La Déclaration de Mumemo : Une Nouvelle Pentecôte pour l’Afrique

1. Nous, les 134 délégués venant de 46 pays, représentant Caritas Africa et le département Justice, Paix et Développement du SCEAM1, d’autres organisations au sein de l’Eglise Catholique en Afrique, Caritas Internationalis et ses membres2, CIDSE3 et ses membres4, et Missio, étions réunis à Mumemo, Maputo, Mozambique, du 23 au 26 mai 2010 pour réfléchir et examiner le message et les propositions issus de la Deuxième Assemblée Spéciale pour l’Afrique du Synode des Evêques, tenue à Rome en octobre 2009. Le thème de l’Assemblée était « L’Eglise en Afrique au service de la réconciliation, de la justice et de la paix – Vous êtes le Sel de la Terre, Vous êtes la Lumière du Monde. »

L'ensemble des participants à la consultation post-synodale à Mumemo, Mozambique (23-26 mai 2010).
En attente de l’Exhortation Apostolique du Saint Père, les objectifs de la rencontre de Mumemo étaient de :
• Faire avancer le suivi des résultats de l’Assemblée Spéciale par le biais de l’identification des sujets prioritaires;
• Etudier les moyens qui amèneraient les différentes branches de l’Eglise à travailler plus étroitement ensemble ; et
• Elaborer et adopter un plan d’action à être utilisé par les départements appropriés de l’Eglise en Afrique pour faire avancer les résultats du Synode.

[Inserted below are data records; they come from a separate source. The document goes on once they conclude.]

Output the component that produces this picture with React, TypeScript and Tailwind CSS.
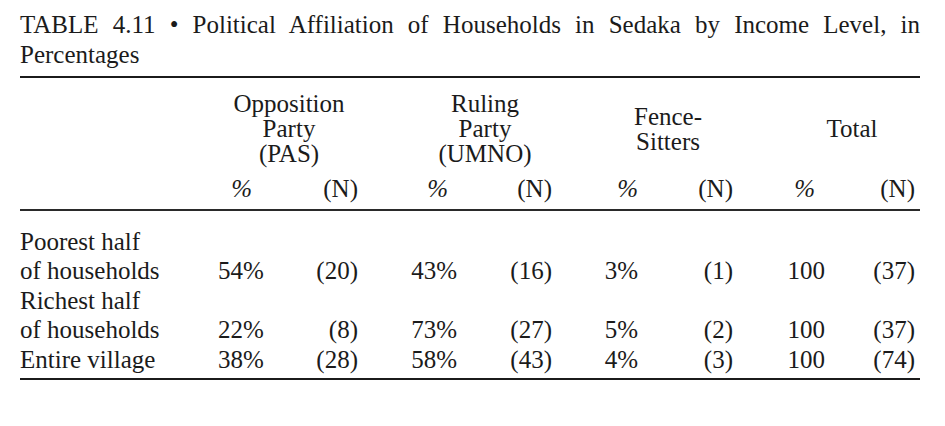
const rows = [
  { label: ["Poorest half", "of households"], v: ["54%", "(20)", "43%", "(16)", "3%", "(1)", "100", "(37)"] },
  { label: ["Richest half", "of households"], v: ["22%", "(8)", "73%", "(27)", "5%", "(2)", "100", "(37)"] },
  { label: ["Entire village"], v: ["38%", "(28)", "58%", "(43)", "4%", "(3)", "100", "(74)"] },
];

// column grid: label | % | (N) | % | (N) | % | (N) | % | (N) | spacer
const cols = "grid grid-cols-[198px_44px_96px_99px_95px_86px_95px_92px_90px_5px]";

export default function App() {
  return (
    <div className="w-[945px] h-[426px] bg-white text-[#1b1b1b] font-['Liberation_Serif',serif] text-[25px]">
      <div className="w-[900px] ml-[20px] pt-[10px]">
        {/* Caption */}
        <div className="leading-[30px]">
          <p className="text-justify [text-align-last:justify]">
            TABLE 4.11 • Political Affiliation of Households in Sedaka by Income Level, in
          </p>
          <p>Percentages</p>
        </div>

        <div className="mt-[6px] border-t-2 border-[#1b1b1b]" />

        {/* Column heads */}
        <div className={`${cols} leading-[25px] pt-[13px]`}>
          <div />
          <div className="col-span-2 flex flex-col items-center pl-[2px]">
            <span>Opposition</span>
            <span>Party</span>
            <span>(PAS)</span>
          </div>
          <div className="col-span-2 flex flex-col items-center pl-[60px]">
            <span>Ruling</span>
            <span>Party</span>
            <span>(UMNO)</span>
          </div>
          <div className="col-span-2 flex flex-col items-center justify-center pl-[51px]">
            <span>Fence-</span>
            <span>Sitters</span>
          </div>
          <div className="col-span-2 flex items-center justify-center pl-[56px]">Total</div>
          <div />

          <div className="pt-[10px]" />
          <div className="pt-[10px] text-right pr-[10px] italic">%</div>
          <div className="pt-[10px] text-right">(N)</div>
          <div className="pt-[10px] text-right pr-[9px] italic">%</div>
          <div className="pt-[10px] text-right">(N)</div>
          <div className="pt-[10px] text-right italic">%</div>
          <div className="pt-[10px] text-right">(N)</div>
          <div className="pt-[10px] text-right pr-[10px] italic">%</div>
          <div className="pt-[10px] text-right">(N)</div>
          <div />
        </div>

        <div className="mt-[8px] border-t-2 border-[#2a2a2a]" />

        {/* Body */}
        <div className="pt-[16px] pb-[4px] flex flex-col gap-[1px] leading-[29px]">
          {rows.map((r) => (
            <div key={r.label.join(" ")} className={`${cols} items-end`}>
              <div className="flex flex-col">
                {r.label.map((l) => (
                  <span key={l} className="whitespace-nowrap">{l}</span>
                ))}
              </div>
              {r.v.map((v, i) => (
                <div key={i} className="text-right whitespace-nowrap">{v}</div>
              ))}
              <div />
            </div>
          ))}
        </div>

        <div className="border-t-2 border-[#1b1b1b]" />
      </div>
    </div>
  );
}
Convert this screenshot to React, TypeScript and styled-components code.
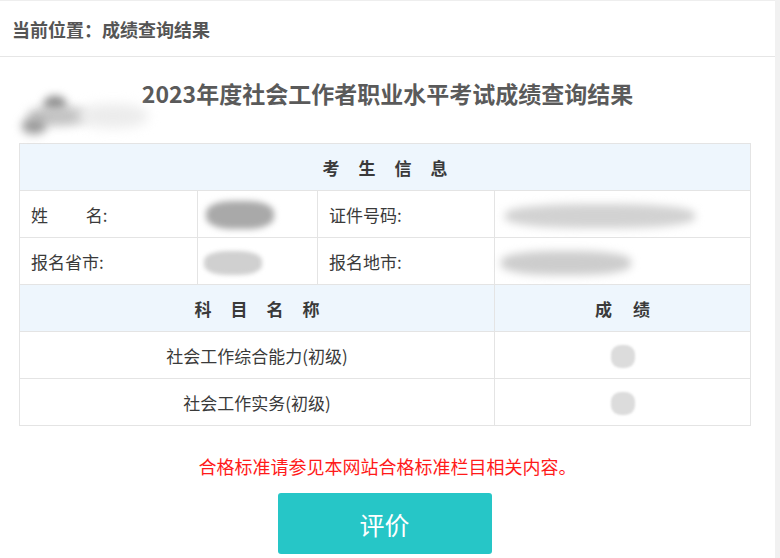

2. Nous avons été honorées par la présence de Son Eminence Peter Cardinal Turkson, Président du Conseil Pontifical Justice et Paix à Rome, dont le discours d’ouverture s’est appesanti sur le thème global de la consultation: « Le Synode des évêques pour Afrique – une Nouvelle Pentecôte pour l’Afrique. » Etaient aussi présents Son Eminence Polycarpe Cardinal Pengo, Président du SCEAM et Son Excellence Cyprian Kizito Lwanga, Président de Caritas Africa.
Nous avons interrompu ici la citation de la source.